Jonas Vingegaard - ‘Maybe with time, I’ll be prouder of second in this Tour de France than my wins’
No Vuelta a España for Dane, rest of 2024 season unclear
2024 Tour de France runner-up and 2022 and 2023 overall winner Jonas Vingegaard (Visma-Lease a Bike) has insisted that his key takeaway from this year’s race is that despite his defeat, the circumstances following his fightback from terrible injuries in April have meant that finishing second almost feels like a victory.
“So of course, I’m not winning the Tour de France, but maybe in a few weeks, when I will have some time to reflect on it, I will be even more proud of second place than the two victories I’ve had,” Vingegaard said on Sunday evening.
After immediately following up his second place in the Col de la Couillole on Saturday with second in the Tour's final time trial - his fourth runner's up spot in a stage of this year’s Tour - Vingegaard's final placing in the final GC, 6:17 down, is his fourth podium finish in as many years in the race. That run of top three places started with second overall behind 2024 winner Tadej Pogačar (UAE Team Emirates) in 2021, then two outright victories in 2022 and 2023 and now second again in 2024.
However, in 2024 the overall lead remained beyond his reach, with Vingegaard's one visit to the winner’s podium before the final line-up at Nice the stage win in Le Lioran.
But as Visma-Lease A Bike management repeatedly reminded media at the Grand Départ in Firenze, even getting to the Tour was an immense victory for the Dane, given his appalling crash this spring.

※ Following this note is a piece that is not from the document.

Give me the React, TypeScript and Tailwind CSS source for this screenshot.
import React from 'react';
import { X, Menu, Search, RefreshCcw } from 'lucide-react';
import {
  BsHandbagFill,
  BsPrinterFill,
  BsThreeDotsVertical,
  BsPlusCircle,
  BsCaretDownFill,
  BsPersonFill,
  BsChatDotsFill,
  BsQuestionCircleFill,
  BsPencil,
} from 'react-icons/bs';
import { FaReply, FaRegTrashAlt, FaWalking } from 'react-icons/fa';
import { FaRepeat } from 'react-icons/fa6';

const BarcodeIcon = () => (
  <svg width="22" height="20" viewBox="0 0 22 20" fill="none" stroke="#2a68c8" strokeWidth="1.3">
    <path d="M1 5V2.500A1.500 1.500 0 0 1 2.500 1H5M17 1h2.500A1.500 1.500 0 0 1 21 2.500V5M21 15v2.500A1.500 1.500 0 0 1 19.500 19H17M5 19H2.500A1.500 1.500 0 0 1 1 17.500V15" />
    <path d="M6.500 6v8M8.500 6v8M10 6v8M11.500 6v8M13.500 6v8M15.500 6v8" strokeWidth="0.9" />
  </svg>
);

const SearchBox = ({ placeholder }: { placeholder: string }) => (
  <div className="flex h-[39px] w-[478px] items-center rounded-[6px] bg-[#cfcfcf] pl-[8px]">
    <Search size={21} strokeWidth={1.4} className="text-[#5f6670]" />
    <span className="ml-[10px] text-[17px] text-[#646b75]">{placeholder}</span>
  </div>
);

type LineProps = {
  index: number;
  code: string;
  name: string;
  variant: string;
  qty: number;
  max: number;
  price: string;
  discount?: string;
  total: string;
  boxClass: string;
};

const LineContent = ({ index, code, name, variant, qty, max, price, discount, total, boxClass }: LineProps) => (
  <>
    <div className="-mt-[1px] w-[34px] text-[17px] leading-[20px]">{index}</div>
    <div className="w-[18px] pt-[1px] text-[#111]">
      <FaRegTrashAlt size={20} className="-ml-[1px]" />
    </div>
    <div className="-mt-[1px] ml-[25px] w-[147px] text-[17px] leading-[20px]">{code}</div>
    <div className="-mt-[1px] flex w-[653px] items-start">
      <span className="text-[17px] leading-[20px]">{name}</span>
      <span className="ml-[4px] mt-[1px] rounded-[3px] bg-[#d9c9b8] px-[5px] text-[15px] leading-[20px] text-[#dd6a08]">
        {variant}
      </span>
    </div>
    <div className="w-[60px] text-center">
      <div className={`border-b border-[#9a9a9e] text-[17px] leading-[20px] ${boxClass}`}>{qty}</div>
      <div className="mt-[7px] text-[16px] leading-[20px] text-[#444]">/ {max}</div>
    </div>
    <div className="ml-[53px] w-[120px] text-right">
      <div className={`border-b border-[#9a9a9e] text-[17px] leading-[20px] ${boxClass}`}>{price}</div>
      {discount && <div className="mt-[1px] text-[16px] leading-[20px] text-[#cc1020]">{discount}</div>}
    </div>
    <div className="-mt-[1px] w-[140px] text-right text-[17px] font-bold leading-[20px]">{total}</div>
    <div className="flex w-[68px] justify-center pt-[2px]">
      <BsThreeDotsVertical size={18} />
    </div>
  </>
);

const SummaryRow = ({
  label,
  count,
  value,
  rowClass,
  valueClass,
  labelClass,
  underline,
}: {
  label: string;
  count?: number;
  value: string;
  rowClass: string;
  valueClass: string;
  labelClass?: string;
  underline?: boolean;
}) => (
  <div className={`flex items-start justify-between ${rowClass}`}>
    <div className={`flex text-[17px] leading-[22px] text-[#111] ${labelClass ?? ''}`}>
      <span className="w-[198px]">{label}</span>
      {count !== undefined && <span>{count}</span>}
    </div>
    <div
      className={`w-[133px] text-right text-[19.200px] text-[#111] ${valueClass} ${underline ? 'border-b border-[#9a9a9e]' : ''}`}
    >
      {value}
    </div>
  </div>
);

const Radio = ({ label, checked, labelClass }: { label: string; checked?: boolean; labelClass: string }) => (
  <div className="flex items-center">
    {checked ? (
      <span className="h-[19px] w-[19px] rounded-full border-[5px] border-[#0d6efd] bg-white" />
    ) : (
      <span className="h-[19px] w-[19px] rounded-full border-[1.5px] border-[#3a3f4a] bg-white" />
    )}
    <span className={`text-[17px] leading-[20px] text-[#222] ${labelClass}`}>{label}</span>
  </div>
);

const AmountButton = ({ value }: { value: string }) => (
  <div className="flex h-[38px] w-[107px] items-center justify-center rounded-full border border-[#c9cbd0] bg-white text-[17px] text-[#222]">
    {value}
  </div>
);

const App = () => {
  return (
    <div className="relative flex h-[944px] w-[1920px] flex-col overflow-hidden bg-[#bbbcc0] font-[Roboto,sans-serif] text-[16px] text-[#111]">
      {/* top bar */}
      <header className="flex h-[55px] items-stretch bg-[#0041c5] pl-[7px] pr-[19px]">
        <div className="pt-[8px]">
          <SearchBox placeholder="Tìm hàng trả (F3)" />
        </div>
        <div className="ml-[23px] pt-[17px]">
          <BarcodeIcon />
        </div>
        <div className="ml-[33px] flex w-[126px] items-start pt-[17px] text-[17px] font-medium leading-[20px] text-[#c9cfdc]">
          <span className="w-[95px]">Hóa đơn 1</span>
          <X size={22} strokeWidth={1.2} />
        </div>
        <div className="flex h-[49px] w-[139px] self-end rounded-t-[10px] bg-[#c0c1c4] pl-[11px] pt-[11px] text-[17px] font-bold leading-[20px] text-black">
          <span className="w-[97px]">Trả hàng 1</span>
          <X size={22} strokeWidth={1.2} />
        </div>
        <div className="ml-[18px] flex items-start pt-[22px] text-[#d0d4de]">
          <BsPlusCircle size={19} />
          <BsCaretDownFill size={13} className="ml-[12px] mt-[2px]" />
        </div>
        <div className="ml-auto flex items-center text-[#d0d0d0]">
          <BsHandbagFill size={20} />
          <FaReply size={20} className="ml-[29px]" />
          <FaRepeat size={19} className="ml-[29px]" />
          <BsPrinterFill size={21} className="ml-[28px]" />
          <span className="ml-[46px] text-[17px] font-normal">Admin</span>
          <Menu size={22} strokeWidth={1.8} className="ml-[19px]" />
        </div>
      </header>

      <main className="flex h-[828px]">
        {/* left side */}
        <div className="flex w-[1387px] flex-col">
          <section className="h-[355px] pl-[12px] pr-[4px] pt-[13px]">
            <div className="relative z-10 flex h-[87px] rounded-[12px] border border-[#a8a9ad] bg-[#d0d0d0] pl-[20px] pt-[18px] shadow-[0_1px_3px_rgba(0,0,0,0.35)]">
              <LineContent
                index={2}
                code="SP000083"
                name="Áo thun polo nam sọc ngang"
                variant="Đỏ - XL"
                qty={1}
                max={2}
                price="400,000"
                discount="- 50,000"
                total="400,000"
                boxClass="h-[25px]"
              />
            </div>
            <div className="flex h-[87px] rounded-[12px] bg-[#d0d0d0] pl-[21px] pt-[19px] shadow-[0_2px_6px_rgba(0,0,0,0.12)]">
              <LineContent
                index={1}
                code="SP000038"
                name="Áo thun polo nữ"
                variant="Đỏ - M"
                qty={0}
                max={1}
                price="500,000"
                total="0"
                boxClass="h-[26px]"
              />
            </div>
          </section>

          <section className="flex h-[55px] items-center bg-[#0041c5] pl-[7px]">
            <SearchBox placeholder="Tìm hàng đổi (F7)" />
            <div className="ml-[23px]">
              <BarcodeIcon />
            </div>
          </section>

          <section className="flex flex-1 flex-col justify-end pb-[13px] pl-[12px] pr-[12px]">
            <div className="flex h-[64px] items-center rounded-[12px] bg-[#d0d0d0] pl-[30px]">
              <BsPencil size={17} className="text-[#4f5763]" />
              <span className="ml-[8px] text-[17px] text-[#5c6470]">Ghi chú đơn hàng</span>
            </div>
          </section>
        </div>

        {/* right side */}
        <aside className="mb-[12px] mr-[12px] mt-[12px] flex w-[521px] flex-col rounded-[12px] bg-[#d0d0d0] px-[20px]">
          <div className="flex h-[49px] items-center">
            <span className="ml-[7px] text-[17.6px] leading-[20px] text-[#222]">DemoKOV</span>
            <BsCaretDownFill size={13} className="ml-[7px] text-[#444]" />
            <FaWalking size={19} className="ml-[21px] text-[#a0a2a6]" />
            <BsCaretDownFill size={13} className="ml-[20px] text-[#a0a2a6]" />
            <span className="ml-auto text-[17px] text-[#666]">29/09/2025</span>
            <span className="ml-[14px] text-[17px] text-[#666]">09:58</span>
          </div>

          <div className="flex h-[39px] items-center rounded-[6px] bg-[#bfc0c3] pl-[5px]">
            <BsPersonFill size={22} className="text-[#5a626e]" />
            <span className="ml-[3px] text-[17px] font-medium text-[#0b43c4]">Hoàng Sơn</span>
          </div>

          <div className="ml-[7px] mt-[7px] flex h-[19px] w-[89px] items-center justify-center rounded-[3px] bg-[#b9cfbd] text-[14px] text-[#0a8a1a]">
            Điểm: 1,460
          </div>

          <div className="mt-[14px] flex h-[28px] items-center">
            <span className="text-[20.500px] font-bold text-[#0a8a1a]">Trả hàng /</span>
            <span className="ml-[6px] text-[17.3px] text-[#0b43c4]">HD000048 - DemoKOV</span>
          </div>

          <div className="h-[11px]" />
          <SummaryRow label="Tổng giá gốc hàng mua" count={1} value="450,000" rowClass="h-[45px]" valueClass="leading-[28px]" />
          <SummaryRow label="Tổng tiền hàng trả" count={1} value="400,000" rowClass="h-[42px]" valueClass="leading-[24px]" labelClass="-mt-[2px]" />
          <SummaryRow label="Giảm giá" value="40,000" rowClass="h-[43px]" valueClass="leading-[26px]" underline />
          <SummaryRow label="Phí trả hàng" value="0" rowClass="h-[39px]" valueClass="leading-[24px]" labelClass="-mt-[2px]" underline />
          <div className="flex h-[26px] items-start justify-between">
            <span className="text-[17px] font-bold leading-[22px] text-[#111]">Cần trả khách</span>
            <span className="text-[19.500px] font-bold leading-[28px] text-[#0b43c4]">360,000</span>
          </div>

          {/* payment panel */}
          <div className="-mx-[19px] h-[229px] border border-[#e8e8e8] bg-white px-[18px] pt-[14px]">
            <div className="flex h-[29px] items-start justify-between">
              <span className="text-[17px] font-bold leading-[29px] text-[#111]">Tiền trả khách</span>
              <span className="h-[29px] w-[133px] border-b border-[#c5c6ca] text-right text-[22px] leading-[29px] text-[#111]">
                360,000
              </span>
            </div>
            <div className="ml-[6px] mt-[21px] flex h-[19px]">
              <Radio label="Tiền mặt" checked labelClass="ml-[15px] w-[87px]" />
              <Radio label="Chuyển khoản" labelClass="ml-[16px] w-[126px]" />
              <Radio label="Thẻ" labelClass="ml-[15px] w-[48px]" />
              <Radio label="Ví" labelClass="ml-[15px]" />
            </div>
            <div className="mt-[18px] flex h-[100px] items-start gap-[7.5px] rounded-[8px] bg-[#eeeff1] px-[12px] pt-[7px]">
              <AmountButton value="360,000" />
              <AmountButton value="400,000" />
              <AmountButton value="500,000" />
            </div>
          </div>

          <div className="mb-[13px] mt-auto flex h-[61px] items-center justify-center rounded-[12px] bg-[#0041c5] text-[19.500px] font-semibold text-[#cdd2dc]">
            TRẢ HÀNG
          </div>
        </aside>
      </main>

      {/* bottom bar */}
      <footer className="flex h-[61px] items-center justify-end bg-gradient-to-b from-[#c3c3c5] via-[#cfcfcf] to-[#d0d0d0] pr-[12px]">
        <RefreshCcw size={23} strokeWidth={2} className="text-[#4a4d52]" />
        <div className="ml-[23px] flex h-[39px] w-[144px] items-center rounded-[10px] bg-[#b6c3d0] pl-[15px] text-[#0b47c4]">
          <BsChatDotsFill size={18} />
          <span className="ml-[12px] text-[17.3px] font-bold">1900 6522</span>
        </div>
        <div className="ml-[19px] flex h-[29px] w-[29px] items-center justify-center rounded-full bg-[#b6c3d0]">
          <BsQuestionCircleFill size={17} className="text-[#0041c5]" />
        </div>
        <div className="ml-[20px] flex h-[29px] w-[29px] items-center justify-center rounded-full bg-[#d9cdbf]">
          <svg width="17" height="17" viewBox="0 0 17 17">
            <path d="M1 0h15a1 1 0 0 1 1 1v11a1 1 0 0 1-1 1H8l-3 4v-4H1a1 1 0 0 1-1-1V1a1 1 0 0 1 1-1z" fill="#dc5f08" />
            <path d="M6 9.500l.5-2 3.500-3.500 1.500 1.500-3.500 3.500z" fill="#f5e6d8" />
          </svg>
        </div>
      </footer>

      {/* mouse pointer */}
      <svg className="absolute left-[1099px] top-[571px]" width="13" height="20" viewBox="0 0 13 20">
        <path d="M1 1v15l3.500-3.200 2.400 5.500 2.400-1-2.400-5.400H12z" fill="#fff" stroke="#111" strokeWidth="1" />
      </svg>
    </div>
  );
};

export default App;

Perhaps unsurprisingly, then, his words in a final press conference late on Sunday evening underlined how proud the 27-year-old was of being able to compete at a high level in the Tour this year, while clearly implying how determined he is to go one step higher again in 2025, too.
“First of all it was very nice for me to be back at a very, very high level," he said. "After everything that happened with the crash, with the setback that I had this year, it was not nice of course, but then to be able to get back like this, to get second in the Tour de France is still a very big result.
“With everything in mind, it might be an even bigger result than actually winning the Tour de France when everything went perfectly. So of course, I’m not winning the Tour de France, but I think when I will have some time to reflect on it in a few weeks, maybe I will be even more proud of second place than the two victories I’ve had.”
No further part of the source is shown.